Q: What is the cause of these phenomena?
A: It is impossible to identify a specific cause. However, it is a fact that anomalous phenomena (stronger winds, gale-force winds) are becoming more frequent. Measurements made across the Russian territory show that this is a meridional intrusion of cold air masses. Therefore, this measurement of the meridional transfer is the result of certain fluctuations in the climate system as it receives a greater amount of energy. Such phenomena are brought about by a slight increase in the greenhouse effect, caused by the effects of human economic activity, and transformed through complex oceanic-atmospheric interaction models.

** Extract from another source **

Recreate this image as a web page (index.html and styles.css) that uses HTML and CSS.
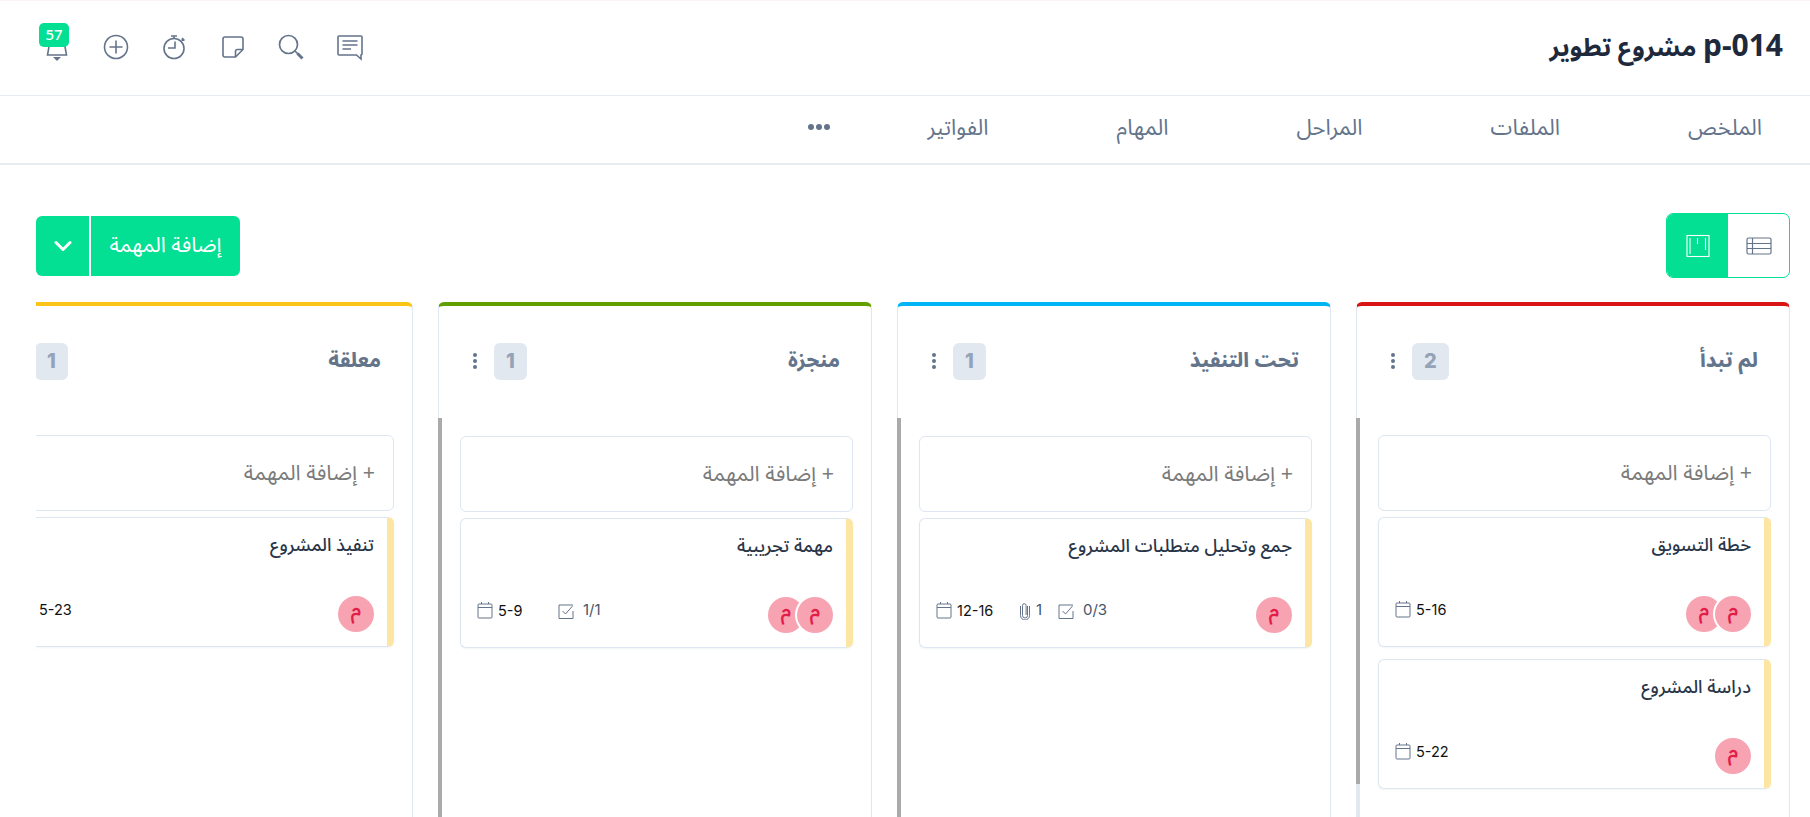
FILE: index.html
```html
<!DOCTYPE html>
<html lang="ar" dir="rtl">
<head>
<meta charset="utf-8">
<title>p-014 مشروع تطوير</title>
<link rel="stylesheet" href="styles.css">
</head>
<body>
<header class="topbar">
  <h1 class="project-title"><span class="code">p-014</span> مشروع تطوير</h1>
  <div class="top-icons">
    <span class="top-icon"><svg width="28" height="28" viewBox="0 0 28 28" fill="none" stroke="#64748b" stroke-width="1.6"><path d="M3 3h22a1 1 0 0 1 1 1v17a1 1 0 0 1-1 1v4l-4.500-4H3a1 1 0 0 1-1-1V4a1 1 0 0 1 1-1z"/><path d="M6.500 8h15M6.500 12h15M6.500 16h8.500"/></svg></span>
    <span class="top-icon"><svg width="28" height="28" viewBox="0 0 28 28" fill="none" stroke="#64748b" stroke-width="1.700"><circle cx="11.500" cy="11.500" r="9"/><path d="M18 18l3 3"/><path d="M20.500 20.500l5 5" stroke-width="3"/></svg></span>
    <span class="top-icon"><svg width="28" height="28" viewBox="0 0 28 28" fill="none" stroke="#64748b" stroke-width="1.600"><path d="M24 16.500V6a2 2 0 0 0-2-2H6a2 2 0 0 0-2 2v16a2 2 0 0 0 2 2h10.500z"/><path d="M24 16.500h-5.500a2 2 0 0 0-2 2V24"/></svg></span>
    <span class="top-icon"><svg width="28" height="28" viewBox="0 0 28 28" fill="none" stroke="#64748b" stroke-width="1.600"><circle cx="14" cy="15.500" r="10"/><path d="M11 3h6M14 3v2.500M22 5l2.500 2.500M23.500 5.500l-2 2"/><path d="M15 8.500v6.500H8"/></svg></span>
    <span class="top-icon"><svg width="28" height="28" viewBox="0 0 28 28" fill="none" stroke="#64748b" stroke-width="1.600"><circle cx="14" cy="14" r="11.500"/><path d="M14 7.500v13M7.500 14h13"/></svg></span>
    <span class="top-icon bell"><svg width="28" height="28" viewBox="0 0 28 28" fill="none" stroke="#64748b" stroke-width="1.600"><path d="M14 3c-5 0-7 3-7.500 8L4.500 22h19L21.500 11C21 6 19 3 14 3z"/></svg><svg class="bell-clap" width="8" height="4" viewBox="0 0 8 4"><path d="M0 0h8L4 4z" fill="#64748b"/></svg><span class="badge">57</span></span>
  </div>
</header>

<nav class="tabs">
  <a class="tab">الملخص</a>
  <a class="tab">الملفات</a>
  <a class="tab">المراحل</a>
  <a class="tab">المهام</a>
  <a class="tab">الفواتير</a>
  <a class="tab-more"><i></i><i></i><i></i></a>
</nav>

<main class="content">
  <div class="toolbar">
    <div class="view-toggle">
      <span class="view-btn"><svg width="26" height="18" viewBox="0 0 26 18" fill="none" stroke="#64748b" stroke-width="1.200"><rect x="1" y="1" width="24" height="16" rx="1.500"/><path d="M1 6.500h24M1 11.500h24" /><path d="M6.500 1v16"/></svg></span>
      <span class="view-btn active"><svg width="24" height="24" viewBox="0 0 24 24" fill="none" stroke="#fff" stroke-width="1.100"><rect x="1" y="1.500" width="22" height="21"/><path d="M4 4v16M11.500 4v6M19.500 4v12"/></svg></span>
    </div>
    <div class="add-split">
      <button class="add-main">إضافة المهمة</button>
      <button class="add-caret"><svg width="18" height="12" viewBox="0 0 18 12" fill="none" stroke="#fff" stroke-width="3" stroke-linecap="round" stroke-linejoin="round"><path d="M2 2.500l7 7 7-7"/></svg></button>
    </div>
  </div>

  <div class="board">

    <section class="column red">
      <div class="col-head">
        <h2 class="col-title">لم تبدأ</h2>
        <div class="col-tools">
          <span class="count">2</span>
          <span class="kebab"><i></i><i></i><i></i></span>
        </div>
      </div>
      <div class="col-body">
        <span class="scroll-track"></span><span class="scroll-thumb short"></span>
        <div class="add-task">+ إضافة المهمة</div>
        <article class="card">
          <h3 class="card-title">خطة التسويق</h3>
          <div class="card-foot">
            <div class="avatars"><span class="avatar">م</span><span class="avatar">م</span></div>
            <div class="meta">
              <span class="meta-item date"><svg class="ic-cal" width="16" height="18" viewBox="0 0 16 18" fill="none" stroke="#64748b"><rect x="1" y="3" width="14" height="14" rx="1"/><path d="M1 6.500h14M4.500 1v2M11.500 1v2"/></svg><span class="date-text">5-16</span></span>
            </div>
          </div>
        </article>
        <article class="card">
          <h3 class="card-title">دراسة المشروع</h3>
          <div class="card-foot">
            <div class="avatars"><span class="avatar">م</span></div>
            <div class="meta">
              <span class="meta-item date"><svg class="ic-cal" width="16" height="18" viewBox="0 0 16 18" fill="none" stroke="#64748b"><rect x="1" y="3" width="14" height="14" rx="1"/><path d="M1 6.500h14M4.500 1v2M11.500 1v2"/></svg><span class="date-text">5-22</span></span>
            </div>
          </div>
        </article>
      </div>
    </section>

    <section class="column blue lower">
      <div class="col-head">
        <h2 class="col-title">تحت التنفيذ</h2>
        <div class="col-tools">
          <span class="count">1</span>
          <span class="kebab"><i></i><i></i><i></i></span>
        </div>
      </div>
      <div class="col-body">
        <span class="scroll-thumb"></span>
        <div class="add-task">+ إضافة المهمة</div>
        <article class="card">
          <h3 class="card-title">جمع وتحليل متطلبات المشروع</h3>
          <div class="card-foot">
            <div class="avatars"><span class="avatar">م</span></div>
            <div class="meta">
              <span class="meta-item date"><svg class="ic-cal" width="16" height="18" viewBox="0 0 16 18" fill="none" stroke="#64748b"><rect x="1" y="3" width="14" height="14" rx="1"/><path d="M1 6.500h14M4.500 1v2M11.500 1v2"/></svg><span class="date-text">12-16</span></span>
              <span class="meta-item clip"><svg class="ic-clip" width="10" height="18" viewBox="0 0 10 18" fill="none" stroke="#64748b"><path d="M7.500 4v9.500a2.500 2.500 0 0 1-5 0V3.500a1.800 1.800 0 0 1 3.600 0V13"/><path d="M9.500 4v9.500a4.500 4.500 0 0 1-9 0V4"/></svg><span class="count-text">1</span></span>
              <span class="meta-item"><svg class="ic-check" width="16" height="16" viewBox="0 0 16 16" fill="none" stroke="#64748b"><path d="M15 2H1v13.500h14V8"/><path d="M4.500 8l3 3L14.500 3"/></svg><span class="count-text">0/3</span></span>
            </div>
          </div>
        </article>
      </div>
    </section>

    <section class="column green lower">
      <div class="col-head">
        <h2 class="col-title">منجزة</h2>
        <div class="col-tools">
          <span class="count">1</span>
          <span class="kebab"><i></i><i></i><i></i></span>
        </div>
      </div>
      <div class="col-body">
        <span class="scroll-thumb"></span>
        <div class="add-task">+ إضافة المهمة</div>
        <article class="card">
          <h3 class="card-title">مهمة تجريبية</h3>
          <div class="card-foot">
            <div class="avatars"><span class="avatar">م</span><span class="avatar">م</span></div>
            <div class="meta">
              <span class="meta-item date"><svg class="ic-cal" width="16" height="18" viewBox="0 0 16 18" fill="none" stroke="#64748b"><rect x="1" y="3" width="14" height="14" rx="1"/><path d="M1 6.500h14M4.500 1v2M11.500 1v2"/></svg><span class="date-text">5-9</span></span>
              <span class="meta-item"><svg class="ic-check" width="16" height="16" viewBox="0 0 16 16" fill="none" stroke="#64748b"><path d="M15 2H1v13.500h14V8"/><path d="M4.500 8l3 3L14.500 3"/></svg><span class="count-text">1/1</span></span>
            </div>
          </div>
        </article>
      </div>
    </section>

    <section class="column yellow">
      <div class="col-head">
        <h2 class="col-title">معلقة</h2>
        <div class="col-tools">
          <span class="count">1</span>
          <span class="kebab"><i></i><i></i><i></i></span>
        </div>
      </div>
      <div class="col-body">
        <span class="scroll-thumb"></span>
        <div class="add-task">+ إضافة المهمة</div>
        <article class="card">
          <h3 class="card-title">تنفيذ المشروع</h3>
          <div class="card-foot">
            <div class="avatars"><span class="avatar">م</span></div>
            <div class="meta">
              <span class="meta-item date"><svg class="ic-cal" width="16" height="18" viewBox="0 0 16 18" fill="none" stroke="#64748b"><rect x="1" y="3" width="14" height="14" rx="1"/><path d="M1 6.500h14M4.500 1v2M11.500 1v2"/></svg><span class="date-text">5-23</span></span>
            </div>
          </div>
        </article>
      </div>
    </section>

  </div>
</main>
</body>
</html>
```

FILE: styles.css
```css
* { box-sizing: border-box; }
html, body { margin: 0; height: 100%; }
body {
  height: 817px;
  overflow: hidden;
  background: #fff;
  color: #1e293b;
  font-family: "Noto Sans Arabic", "Noto Sans", "DejaVu Sans", sans-serif;
  border-top: 1px solid #fdf2f6;
}
h1, h2, h3 { margin: 0; }

.topbar {
  height: 95px;
  display: flex;
  align-items: center;
  justify-content: space-between;
  padding: 0 27px 0 36px;
  border-bottom: 1px solid #e7ecf3;
}
.project-title { font-size: 25.200px; font-weight: 700; color: #1e293b; }
.project-title .code { font-size: 30px; font-family: "Noto Sans", sans-serif; }
.top-icons { display: flex; align-items: center; gap: 30.500px; padding-left: 7px; margin-top: -2px; }
.top-icon { position: relative; display: flex; width: 28px; height: 28px; }
.bell-clap { position: absolute; left: 10px; top: 24px; }
.badge {
  position: absolute;
  top: -10px; left: -4px;
  width: 30px; height: 24px;
  background: #03df93;
  color: #fff;
  border-radius: 5px;
  font-size: 15px;
  font-weight: 500;
  display: flex; align-items: center; justify-content: center;
}

.tabs {
  height: 69px;
  display: flex;
  align-items: center;
  padding: 0 48px 0 0;
  gap: 128px;
  border-bottom: 2px solid #e7ecf3;
}
.tab { font-size: 22px; color: #64748b; margin-top: -3px; }
.tab-more { display: flex; gap: 2px; margin-top: -6px; margin-right: -30px; }
.tab-more i { width: 6px; height: 6px; border-radius: 50%; background: #64748b; display: block; }

.content { padding: 0 20px 0 36px; }
.toolbar {
  display: flex;
  align-items: center;
  justify-content: space-between;
  padding-top: 48px;
}
.view-toggle {
  display: flex;
  width: 124px; height: 65px;
  border: 1px solid #03df93;
  border-radius: 7px;
  overflow: hidden;
}
.view-btn { flex: 1; display: flex; align-items: center; justify-content: center; }
.view-btn.active { background: #03df93; }
.add-split { display: flex; height: 60px; gap: 2px; }
.add-main, .add-caret {
  border: 0;
  background: #03df93;
  color: #fff;
  font: inherit;
  font-size: 21.300px;
  font-weight: 400;
  display: flex; align-items: center; justify-content: center;
  padding: 0;
}
.add-main { width: 149px; border-radius: 0 6px 6px 0; }
.add-caret { width: 53px; border-radius: 6px 0 0 6px; }

.board {
  display: flex;
  gap: 25px;
  margin-top: 24px;
  overflow: hidden;
  height: 515px;
}
.column {
  flex: 0 0 434px;
  height: 620px;
  border: 1px solid #e0e7f1;
  border-top: 4px solid;
  border-radius: 6px 6px 0 0;
}
.red { border-top-color: #d91414; }
.blue { border-top-color: #00b4f5; }
.green { border-top-color: #629f03; }
.yellow { border-top-color: #fac515; }

.col-head {
  height: 112px;
  display: flex;
  align-items: center;
  justify-content: space-between;
  padding: 0 31px 2px 0;
}
.col-title { font-size: 20px; font-weight: 800; color: #64748b; }
.col-tools { display: flex; align-items: center; gap: 17px; padding-left: 34px; }
.count {
  height: 37px;
  padding: 0 12px;
  background: #e2e8f0;
  color: #94a3b8;
  border-radius: 6px;
  font-family: "Inter", sans-serif;
  font-size: 20px;
  font-weight: 800;
  display: flex; align-items: center; justify-content: center;
}
.kebab { display: flex; flex-direction: column; gap: 2px; }
.kebab i { width: 4px; height: 4px; border-radius: 50%; background: #64748b; display: block; }

.col-body {
  position: relative;
  padding: 17px 18px 0 21px;
  height: 500px;
}
.lower .col-body { padding-top: 18px; }
.scroll-thumb, .scroll-track { position: absolute; left: -1px; top: 0; width: 4px; }
.scroll-track { bottom: 0; background: #e2e8f0; }
.scroll-thumb { bottom: 0; background: #aaa; }
.scroll-thumb.short { bottom: auto; height: 366px; }

.add-task {
  height: 76px;
  border: 1px solid #dde6f1;
  border-radius: 6px;
  display: flex;
  align-items: center;
  padding: 0 18px;
  font-size: 21.500px;
  color: #7b7b7b;
}
.card {
  height: 130px;
  margin-top: 6px;
  border: 1px solid #dde6f1;
  border-right: 7px solid #fde6a4;
  border-radius: 6px;
  padding: 14px 13px 0 16px;
  box-shadow: 0 1px 2px rgba(148, 163, 184, .12);
}
.card + .card { margin-top: 12px; }
.card-title { font-size: 18px; font-weight: 500; color: #293548; line-height: 26px; }
.card-foot {
  display: flex;
  justify-content: space-between;
  margin-top: 38px;
}
.avatars { display: flex; }
.avatar {
  width: 36px; height: 36px;
  border-radius: 50%;
  background: #f7a3b2;
  color: #e11d48;
  font-size: 20px;
  font-weight: 600;
  line-height: 1;
  padding-bottom: 8px;
  display: flex; align-items: center; justify-content: center;
}
.avatar:first-child { position: relative; z-index: 1; box-shadow: 0 0 0 2px #fff; }
.avatar + .avatar { margin-right: -7px; }
.meta { display: flex; direction: ltr; align-items: flex-start; margin-top: 4px; }
.meta-item { display: flex; align-items: flex-start; gap: 9px; }
.date { min-width: 81px; gap: 5px; }
.clip { min-width: 38px; gap: 6px; margin-left: 3px; }
.date-text { font-family: "Inter", sans-serif; font-size: 14.500px; color: #111; line-height: 20px; }
.count-text { font-family: "Inter", sans-serif; font-size: 15px; color: #475569; line-height: 18px; }
.ic-cal { flex: none; }
.ic-clip { margin-top: 1px; }
.ic-check { margin-top: 2px; }
```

Q: Is this a local manifestation of global processes?
A: Yes, it is. Greater fluctuation is a global trend. This does not mean that you have a new generator: You still have the same one except that it works with greater amplitude. In other words, we did not have a typhoon.
Q: Still, what is going on in the world – global warming or global cooling?
A: Definitely warming, which manifests itself in the warming of the main element of the climatic system – the ocean. This is an empirical fact. It is more correct to talk about climate change because it involves primarily fluctuations and abrupt ups and downs.
It may happen that, if we do not ratify the Paris Agreement before the fall of 2018, we will not be able to vote at Paris Agreement bodies, whereas the Americans will.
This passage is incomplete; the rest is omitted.